Banking on America

Benj Gallander, Ben Stadelmann, and Philip MacKellar
Friday November 9, 2018

With the market still in the throes of despair from 2008’s epic plunge, we acquired Bank of America at $6.76 (all amounts in USD) in 2011. Very soon after, Warren Buffett announced he was also a shareholder in the venerable institution.

While we purchased the common shares, the Oracle of Omaha bought preferreds and warrants, which has worked out well for him. Our deal also appears to be a major win, with the shares trading around $28 even after a drop of more than 10 percent during the recent market tumult.

Of course, we did not invest $5 billion as the sage of value investing did. Truth be told, our accounts simply don’t hold that kind of lucre. Alas, nor will they tomorrow.

One reason this investment was a favourite of ours, and we acknowledge that the logic can be perceived as simplistic, is that this is the Bank of America. Failure with a name would have been a blow to the republic’s ego. Being the self-defined “greatest country in the world” is of major importance to our neighbours, and if your namesake bank (established in 1874) topples, that would be a definitive chink in the armour.

When we procured the stock, the dividend was a paltry penny a quarter. It was easy to be confident that, if the bank recovered, that token would increase. And it has, four times, to the current payout of 15 cents. Before the 2008 blowout, the quarterly dividend was 64 cents, and while that height is unlikely to be scaled again, given that the share count has more than doubled in the past decade, further escalations are likely.

From this angle, the US economy appears to be heading into turbulent waters. The country is stacking major-league debt on top of a gigantic pile that it can ill afford, especially with interest rates nudging up. While the rich get richer, a huge swath of the populace is not getting ahead or is doing worse.

In our minds, it is the people in the middle class and toward the bottom who drive an economy — when they gain disposable income, they tend to spend it.

Plus, the US banking system seems to face major challenges every couple of decades or so. Certainly, some of this is because of recessions, but much of the damage is internally inflicted, as higher returns are chased during the go-go times. That often turns out to be a mistake.

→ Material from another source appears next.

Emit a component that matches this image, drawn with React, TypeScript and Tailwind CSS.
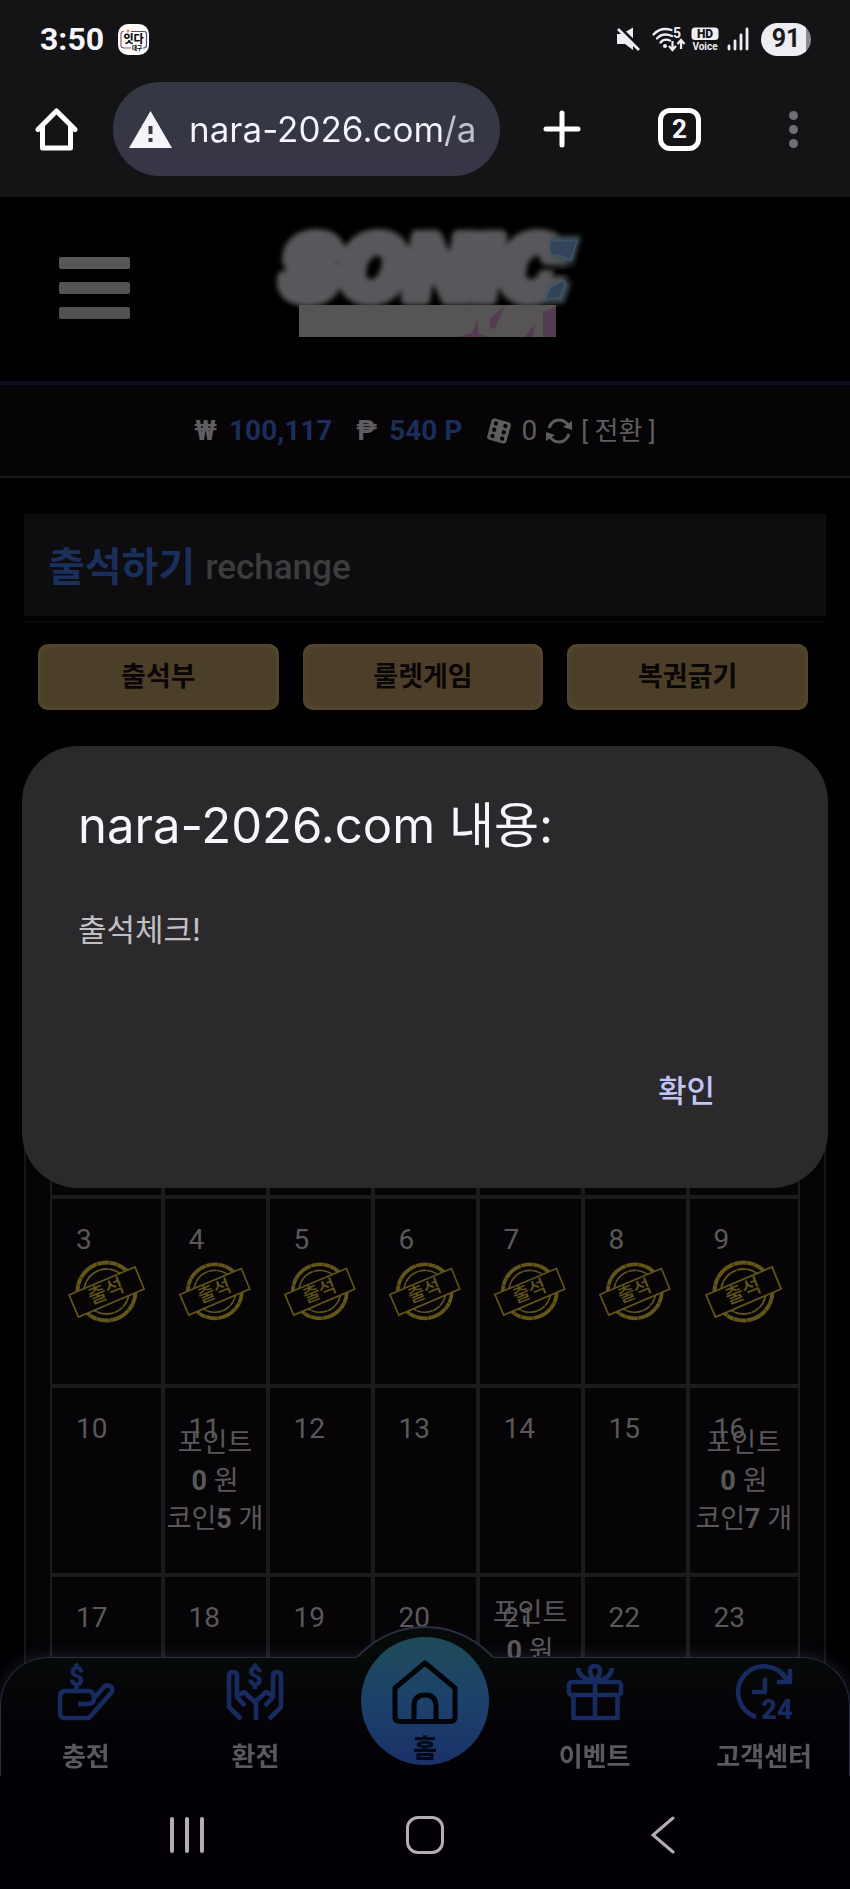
import { useState } from 'react';
import type { ReactNode } from 'react';

type DayItem = {
  day: number | null;
  stamped?: boolean;
  coin?: number;
};

const WEEKDAYS = ['일', '월', '화', '수', '목', '금', '토'];

// coins granted as a bonus on these days
const BONUS: Record<number, number> = { 11: 5, 16: 7, 21: 10 };

const buildWeeks = (): DayItem[][] => {
  const weeks: DayItem[][] = [];
  for (let w = 0; w < 6; w++) {
    const row: DayItem[] = [];
    for (let d = 0; d < 7; d++) {
      const day = w * 7 + d - 4;
      if (day < 1 || day > 31) row.push({ day: null });
      else row.push({ day, stamped: day < 10, coin: BONUS[day] });
    }
    weeks.push(row);
  }
  return weeks;
};

function StatusBar() {
  return (
    <div className="flex h-[78px] shrink-0 items-center pl-10 pr-[39px]">
      <span className="font-['Roboto',sans-serif] text-[32px] leading-10 font-bold">3:50</span>
      <svg className="ml-[14px] h-[31px] w-[31px]" viewBox="0 0 31 31" aria-hidden="true">
        <rect width="31" height="31" rx="10" fill="#fdfdfd" />
        <path d="M6 7.5H5.5Q3 7.5 3 10V21Q3 24 6 24H13" fill="none" stroke="#a0527a" strokeWidth="1.2" />
        <path d="M13 7.5H26Q28.5 7.5 28.5 10V21Q28.5 24 26 24H25" fill="none" stroke="#5b4a78" strokeWidth="1.2" />
        <circle cx="10" cy="7" r="1.5" fill="#e08a55" />
        <text x="15.5" y="18.5" textAnchor="middle" fontSize="11" fontWeight="900" fill="#111" fontFamily="'Noto Sans CJK KR', sans-serif">잇다</text>
        <text x="19" y="25.5" textAnchor="middle" fontSize="5.5" fontWeight="900" fill="#111" fontFamily="'Noto Sans CJK KR', sans-serif">대구</text>
      </svg>

      <div className="ml-auto flex items-center">
        <svg className="h-6 w-6" viewBox="0 0 24 24" aria-hidden="true">
          <path d="M1 7H6L17 0.5V23L9 17H1Z" fill="#eeedf2" />
          <path d="M2 -1L26 22" stroke="#141417" strokeWidth="3" />
          <path d="M2 2L23 23" stroke="#eeedf2" strokeWidth="2.6" />
        </svg>
        <svg className="ml-3 h-6 w-[34px] overflow-visible" viewBox="0 0 34 24" aria-hidden="true">
          <g fill="none" stroke="#eeedf2" strokeWidth="2.3" strokeLinecap="round">
            <path d="M1.5 7.5C6 2.5 13 1 19.5 3" />
            <path d="M5 11.5C8.5 7.5 14 6.5 20 9" />
            <path d="M8.5 15.5C11 12.5 14.5 12 18 13.5" />
          </g>
          <circle cx="13" cy="19" r="2" fill="#eeedf2" />
          <text x="21" y="11" fontSize="14" fontWeight="700" fill="#eeedf2" fontFamily="Roboto, sans-serif">5</text>
          <path d="M20.5 14V22M17 19L20.5 23L24 19M29 22V14M25.5 17L29 13L32.5 17" fill="none" stroke="#eeedf2" strokeWidth="2.2" />
        </svg>
        <svg className="ml-[5px] h-6 w-7 overflow-visible" viewBox="0 0 28 24" aria-hidden="true">
          <rect x="0.5" y="0.5" width="27" height="12.5" rx="3.5" fill="#eeedf2" />
          <text x="14" y="10.8" textAnchor="middle" fontSize="12" fontWeight="900" fill="#141417" fontFamily="Roboto, sans-serif">HD</text>
          <text x="14" y="22.5" textAnchor="middle" fontSize="10" fontWeight="700" fill="#eeedf2" fontFamily="Roboto, sans-serif">Voice</text>
        </svg>
        <svg className="ml-2 h-6 w-[22px]" viewBox="0 0 22 24" aria-hidden="true">
          <path d="M2 19V22M8 14V22M14 8V22M20 2V22" stroke="#eeedf2" strokeWidth="2.8" strokeLinecap="round" />
        </svg>
        <span className="ml-3 flex h-[33px] w-[50px] items-center justify-center rounded-full bg-[linear-gradient(to_right,#eeedf2_90%,#8b8a8f_90%)] font-['Roboto',sans-serif] text-[25px] leading-8 font-bold text-[#1a1a1d]">
          91
        </span>
      </div>
    </div>
  );
}

function BrowserToolbar() {
  return (
    <div className="flex shrink-0 items-center pt-1 pr-[52px] pb-[21px] pl-[35px]">
      <button type="button" aria-label="홈페이지">
        <svg className="h-[43px] w-[43px]" viewBox="0 0 43 43" fill="none" stroke="#fff" strokeWidth="5" strokeLinecap="round" strokeLinejoin="round" aria-hidden="true">
          <path d="M3 21.5L21.5 3L40 21.5" />
          <path d="M7.5 18V40H35.5V18" />
        </svg>
      </button>
      <div className="ml-[35px] flex h-[94px] min-w-0 flex-1 items-center rounded-full bg-linear-to-b from-[#333843] to-[#383546] pr-3 pl-4">
        <svg className="h-[37px] w-[43px] shrink-0" viewBox="0 0 43 37" aria-hidden="true">
          <path d="M21.5 0L43 37H0Z" fill="#f4f4fa" />
          <path d="M21.5 15V23M21.5 27V31" stroke="#36373f" strokeWidth="4" />
        </svg>
        <input
          readOnly
          aria-label="주소"
          value="nara-2026.com/a"
          className="ml-[17px] min-w-0 flex-1 bg-[linear-gradient(to_right,#f4f4fa_84%,#c0c1ce_87%)] bg-clip-text font-['Inter',sans-serif] text-[35px] leading-12 text-transparent outline-none"
        />
      </div>
      <button type="button" aria-label="새 탭" className="ml-[43px]">
        <svg className="h-[38px] w-[38px]" viewBox="0 0 38 38" stroke="#fff" strokeWidth="5" strokeLinecap="round" aria-hidden="true">
          <path d="M19 3V35M3 19H35" />
        </svg>
      </button>
      <button type="button" aria-label="탭 목록" className="ml-[77px] flex h-[43px] w-[43px] items-center justify-center rounded-xl border-[5px] border-white font-['Roboto',sans-serif] text-[26px] leading-8 font-bold">
        2
      </button>
      <button type="button" aria-label="메뉴" className="ml-[88px] flex flex-col gap-[5px]">
        <span className="h-[9px] w-[9px] rounded-full bg-[#6f6e73]" />
        <span className="h-[9px] w-[9px] rounded-full bg-[#6f6e73]" />
        <span className="h-[9px] w-[9px] rounded-full bg-[#6f6e73]" />
      </button>
    </div>
  );
}

function Logo() {
  return (
    <svg className="h-[120px] w-[320px] overflow-visible" viewBox="0 0 320 120" role="img" aria-label="SONIC">
      <defs>
        <filter id="soft" filterUnits="userSpaceOnUse" x="-20" y="-20" width="360" height="160">
          <feGaussianBlur stdDeviation="2.8" />
        </filter>
      </defs>
      <g filter="url(#soft)">
        <text x="16" y="71" fontSize="87" fontWeight="900" fontStyle="italic" fontFamily="Inter, sans-serif" fill="#59595b" stroke="#59595b" strokeWidth="12" strokeLinejoin="round">SONIC</text>
        <path d="M286 8H316L308 36L286 30Z" fill="#3c4c55" />
        <path d="M278 76L299 75L306 54L285 56Z" fill="#3c4c55" />
        <path d="M288 40L320 38L314 51L286 49Z" fill="#000" />
      </g>
      <path d="M285 13H312L306 32L297 28L285 26Z" fill="#33435a" stroke="#405c68" strokeWidth="1.2" />
      <path d="M280 71L295 70L301 55L296 53L285 60Z" fill="#33435a" stroke="#405c68" strokeWidth="1.2" />
      <path d="M250 55V44L252 58Z" fill="#3f5a6b" />
      <rect x="34" y="77" width="257" height="32" fill="#575456" />
      <path d="M192 109L207 105L212 92L214 106L223 109Z" fill="#533c51" />
      <path d="M225 90L240 78L230 100L225 101Z" fill="#533c51" />
      <path d="M260 109L270 96L268 109ZM278 109V84L291 79V109Z" fill="#533c51" />
    </svg>
  );
}

function SiteHeader() {
  return (
    <header className="grid h-[188px] shrink-0 grid-cols-[1fr_auto_1fr] items-center border-b-[4px] border-[#0c0e20] bg-black px-[59px] pb-[2px]">
      <button type="button" aria-label="전체 메뉴" className="flex w-[71px] flex-col gap-[13px]">
        <span className="h-3 w-full rounded-xs bg-[#565858]" />
        <span className="h-3 w-full rounded-xs bg-[#545454]" />
        <span className="h-3 w-full rounded-xs bg-[#525053]" />
      </button>
      <a href="#main" className="block">
        <Logo />
      </a>
    </header>
  );
}

function Balance() {
  return (
    <div className="flex h-[93px] items-center justify-center gap-6 border-b-2 border-[#1a191c] bg-[#060407] font-['Roboto','Noto_Sans_CJK_KR',sans-serif] text-[28px] leading-9 text-[#5e5d5f]">
      <p className="flex gap-3 font-bold">
        <span>₩</span>
        <span className="text-[#1b2d5b]">100,117</span>
      </p>
      <p className="flex gap-3 font-bold">
        <span>₱</span>
        <span className="text-[#1b2d5b]">540 P</span>
      </p>
      <p className="flex items-center gap-[9px]">
        <svg className="h-[26px] w-[26px]" viewBox="0 0 26 26" aria-hidden="true">
          <g transform="rotate(15 13 13)">
            <rect x="3" y="2" width="20" height="22" rx="3" fill="#5e5d5f" />
            <g fill="#060407">
              <circle cx="8" cy="6.5" r="2.2" />
              <circle cx="8" cy="13" r="2.2" />
              <circle cx="8" cy="19.5" r="2.2" />
              <circle cx="18" cy="6.5" r="2.2" />
              <circle cx="18" cy="13" r="2.2" />
              <circle cx="18" cy="19.5" r="2.2" />
            </g>
          </g>
        </svg>
        <span>0</span>
        <svg className="h-[26px] w-[26px]" viewBox="0 0 26 26" aria-hidden="true">
          <path d="M3 10C5 4.5 9 2 13 2C17 2 20 4 22 7" fill="none" stroke="#5e5d5f" strokeWidth="3" />
          <path d="M23 16C21 21.5 17 24 13 24C9 24 6 22 4 19" fill="none" stroke="#5e5d5f" strokeWidth="3" />
          <path d="M26 3V12L17 9Z" fill="#5e5d5f" />
          <path d="M0 23V14L9 17Z" fill="#5e5d5f" />
        </svg>
        <button type="button" className="text-[26px]">[ 전환 ]</button>
      </p>
    </div>
  );
}

function Stamp() {
  return (
    <svg className="w-[71%]" viewBox="0 0 77 63" fill="none" stroke="#61551a" role="img" aria-label="출석">
      <circle cx="38.5" cy="31.5" r="29" strokeWidth="4" strokeDasharray="13 0.4 7 0.3 21 0.5" />
      <circle cx="38.5" cy="31.5" r="22.5" strokeWidth="1.8" strokeDasharray="17 0.5 9 0.4" />
      <path d="M1 35L10.5 57L76 29L67 7Z" fill="#060405" strokeWidth="1.8" />
      <text x="38" y="38" textAnchor="middle" transform="rotate(-22 38 31)" fontSize="20" fontWeight="500" fill="#61551a" stroke="none" fontFamily="'Noto Sans CJK KR', sans-serif">출석</text>
    </svg>
  );
}

function DayCell({ item }: { item: DayItem }) {
  return (
    <td className="relative h-[189px] border-2 border-[#1c1a1d] p-0 align-top">
      {item.day ? <p className="pt-[25px] pl-6 text-[28px] leading-8">{item.day}</p> : null}
      {item.stamped ? (
        <div className="absolute inset-0 flex items-center justify-center">
          <Stamp />
        </div>
      ) : null}
      {item.coin ? (
        <div className="absolute inset-0 flex flex-col justify-center text-center text-[27px] leading-[38px]">
          <p>포인트</p>
          <p><b>0</b> 원</p>
          <p>코인<b>{item.coin}</b> 개</p>
        </div>
      ) : null}
    </td>
  );
}

function AttendanceCalendar() {
  return (
    <section className="mx-6 mt-[110px] border-2 border-[#151417] bg-[#050306] px-6 pb-48 font-['Roboto','Noto_Sans_CJK_KR',sans-serif] text-[#5a585b]">
      <h2 className="flex h-[126px] items-center justify-center text-[28px]">2026년 5월</h2>
      <table className="w-full table-fixed border-separate border-spacing-0 bg-[#060406]">
        <colgroup>
          {WEEKDAYS.map((name, i) => (
            <col key={name} className={i === 0 || i === 6 ? 'w-[15%]' : 'w-[14%]'} />
          ))}
        </colgroup>
        <thead>
          <tr>
            {WEEKDAYS.map(name => (
              <th key={name} className="h-[60px] border-2 border-[#1c1a1d] p-0 text-[27px]">{name}</th>
            ))}
          </tr>
        </thead>
        <tbody>
          {buildWeeks().map((week, i) => (
            <tr key={i}>
              {week.map((item, j) => <DayCell key={j} item={item} />)}
            </tr>
          ))}
        </tbody>
      </table>
    </section>
  );
}

function NavIcon({ children }: { children: ReactNode }) {
  return (
    <svg className="h-14 w-14 overflow-visible" viewBox="0 0 56 56" fill="none" stroke="#182b61" strokeWidth="4.6" strokeLinejoin="round" aria-hidden="true">
      {children}
    </svg>
  );
}

function NavItem({ label, children }: { label: string; children: ReactNode }) {
  return (
    <a href="#nav" className="flex flex-col items-center gap-[17px] pt-[6px]">
      <NavIcon>{children}</NavIcon>
      <span className="text-[26px] leading-9 font-bold whitespace-nowrap text-[#5a595c]">{label}</span>
    </a>
  );
}

function BottomNav() {
  return (
    <nav className="absolute inset-x-0 bottom-0 h-[119px] rounded-t-[48px] border border-b-0 border-[#2b2e44] bg-linear-to-b from-[#060a09] to-[#030005] font-['Noto_Sans_CJK_KR',sans-serif] shadow-[0_0_16px_rgba(110,125,165,0.25)]">
      {/* raised arc behind the home button */}
      <div className="absolute -top-8 left-1/2 h-8 w-[140px] -translate-x-1/2 overflow-hidden">
        <div className="-ml-[22px] h-[184px] w-[184px] rounded-full border-2 border-[#2b2e44] bg-[#060a09]" />
      </div>
      <div className="absolute top-[-1px] left-1/2 h-[2px] w-[136px] -translate-x-1/2 bg-[#060a09]" />
      <div className="relative grid h-full grid-cols-5">
        <NavItem label="충전">
          <path d="M20 40H30Q36 40 36 34Q36 27 30 27H8Q2 27 2 33V49Q2 54 7 54H31L53 29Q56 24 52 22Q48 20 45 24L37 33" />
          <path d="M18.5 0V4M18.5 20V26" />
          <text x="18.5" y="22" textAnchor="middle" fontSize="27" fontWeight="900" fill="#182b61" stroke="none" fontFamily="Roboto, sans-serif">$</text>
        </NavItem>
        <NavItem label="환전">
          <path d="M14 55L2 43V12Q2 8 6 8Q10 8 10 12V33L18 42" />
          <path d="M42 55L54 43V12Q54 8 50 8Q46 8 46 12V33L38 42" />
          <path d="M10 32L17 28L28 38L39 28L46 32M29 38V56" />
          <path d="M28 0V4M28 20V25" />
          <text x="28" y="22" textAnchor="middle" fontSize="27" fontWeight="900" fill="#182b61" stroke="none" fontFamily="Roboto, sans-serif">$</text>
        </NavItem>
        <a href="#home" className="-mt-[21px] flex h-32 w-32 flex-col items-center gap-[5px] justify-self-center rounded-full bg-linear-to-b from-[#1f4b58] via-[#1b426a] to-[#1b3069] pt-[23px]">
          <svg className="h-16 w-[66px] shrink-0" viewBox="0 0 66 64" fill="none" stroke="#020308" strokeWidth="5" strokeLinejoin="round" aria-hidden="true">
            <path d="M33 3L63 28V57Q63 61.5 58 61.5H8Q3 61.5 3 57V28Z" />
            <path d="M22 61V46Q22 35 33 35Q44 35 44 46V61" />
          </svg>
          <span className="text-[26px] leading-9 font-black text-[#060a18]">홈</span>
        </a>
        <NavItem label="이벤트">
          <rect x="2" y="18" width="52" height="13" rx="3" />
          <path d="M6.5 31V54H50.5V31M28 17V54" />
          <path d="M28 17C21 9 22 2 28 2S35 9 28 17M11 4Q12 14 25 17M45 4Q44 14 31 17" />
        </NavItem>
        <NavItem label="고객센터">
          <path d="M20 53A26 26 0 1 1 51 16" />
          <path d="M54 5V18H41M54 18L46 10" />
          <path d="M29 14V28H16" />
          <text x="41" y="55" textAnchor="middle" fontSize="27" fontWeight="900" fill="#182b61" stroke="none" fontFamily="Roboto, sans-serif">24</text>
        </NavItem>
      </div>
    </nav>
  );
}

function SystemNav() {
  return (
    <div className="grid h-[113px] shrink-0 grid-cols-3 place-items-center bg-[#030005] px-[8%] pt-1">
      <button type="button" aria-label="최근 앱" className="flex gap-[11px]">
        <span className="h-9 w-1 rounded-full bg-[#b3aeb5]" />
        <span className="h-9 w-1 rounded-full bg-[#b3aeb5]" />
        <span className="h-9 w-1 rounded-full bg-[#b3aeb5]" />
      </button>
      <button type="button" aria-label="홈" className="h-[38px] w-[38px] rounded-xl border-[3px] border-[#b3aeb5]" />
      <button type="button" aria-label="뒤로">
        <svg className="h-[38px] w-6" viewBox="0 0 24 38" fill="none" stroke="#b3aeb5" strokeWidth="3" strokeLinecap="round" aria-hidden="true">
          <path d="M22 2L2 19L22 36" />
        </svg>
      </button>
    </div>
  );
}

export default function App() {
  const [alertOpen, setAlertOpen] = useState(true);

  return (
    <div className="relative flex h-screen flex-col overflow-hidden bg-[#141417] text-[#f7f6fa]">
      <StatusBar />
      <BrowserToolbar />

      <div className="relative min-h-0 flex-1 overflow-hidden bg-black">
        <main id="main" className="h-full overflow-y-auto bg-[#010003] [scrollbar-width:none]">
          <SiteHeader />
          <Balance />

          <div className="mx-6 mt-9 border-b-2 border-[#09090c] pb-[5px]">
            <h1 className="flex h-[102px] items-center gap-[10px] bg-[#0d0c0f] pt-[6px] pl-6 font-['Roboto','Noto_Sans_CJK_KR',sans-serif] text-[40px] leading-[56px] font-bold text-[#1b2f5c]">
              출석하기
              <small className="text-[35px] font-medium text-[#3d3c3d]">rechange</small>
            </h1>
          </div>

          <div className="mx-6 mt-[21px] grid grid-cols-3 gap-6 pr-[18px] pl-[14px] font-['Noto_Sans_CJK_KR',sans-serif] text-[27px] font-bold text-[#0a0606]">
            <button type="button" className="h-[66px] rounded-[10px] bg-[#4b3f27] pb-1 shadow-[inset_0_0_7px_#5c5138]">출석부</button>
            <button type="button" className="h-[66px] rounded-[10px] bg-[#4d3e29] pb-1 shadow-[inset_0_0_7px_#5e4f38]">룰렛게임</button>
            <button type="button" className="h-[66px] rounded-[10px] bg-[#4b3f27] pb-1 shadow-[inset_0_0_7px_#5c5138]">복권긁기</button>
          </div>

          <AttendanceCalendar />
        </main>
        <BottomNav />
      </div>

      <SystemNav />

      {/* Browser alert */}
      {alertOpen ? (
        <div className="absolute inset-0 flex items-center justify-center px-[22px] pt-11">
          <div role="alertdialog" aria-labelledby="alert-title" className="w-full rounded-[56px] bg-[#2b292c] px-14 pt-[48px] pb-[64px] font-['Inter','Noto_Sans_CJK_KR',sans-serif]">
            <h2 id="alert-title" className="text-[49px] leading-16">nara-2026.com 내용:</h2>
            <p className="mt-[52px] text-[31px] leading-10 text-[#c1bfc4]">출석체크!</p>
            <div className="mt-[110px] flex justify-end pr-[57px]">
              <button type="button" onClick={() => setAlertOpen(false)} className="h-16 text-[31px] font-medium text-[#c0c5f3]">
                확인
              </button>
            </div>
          </div>
        </div>
      ) : null}
    </div>
  );
}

Ultimately, when the economy does turns south, banks will have their problems. Bank of America will not be immune, but if Brian Moynihan continues to guide the ship, his stewardship should diminish the damage. He has been chief executive since 2010 and chair since 2014; at 58 years of age, he should have some mileage left in his career. Of course, whether he chooses to spend many more of them at the bank is an open question.

The recent quarterly results were excellent. Net income rose 32 percent to $7.2 billion, loans were up 6 percent and deposits 4 percent. Merrill Edge, the bank’s discount-brokerage subsidiary, saw assets jump 22 percent past the $200 billion mark.

Although our gain thus far of 307 percent is huge, our initial sell target on Bank of America is $38.74. That projects a further upside of 38 percent. If we are correct, and of course there is no guarantee, that will be sweet, especially if it occurs in the next few years.

Throw in further dividend hikes, and like whipped cream atop a thick chocolate shake, this could prove to be a savoury deal for investors seeking both capital appreciation and dividend growth.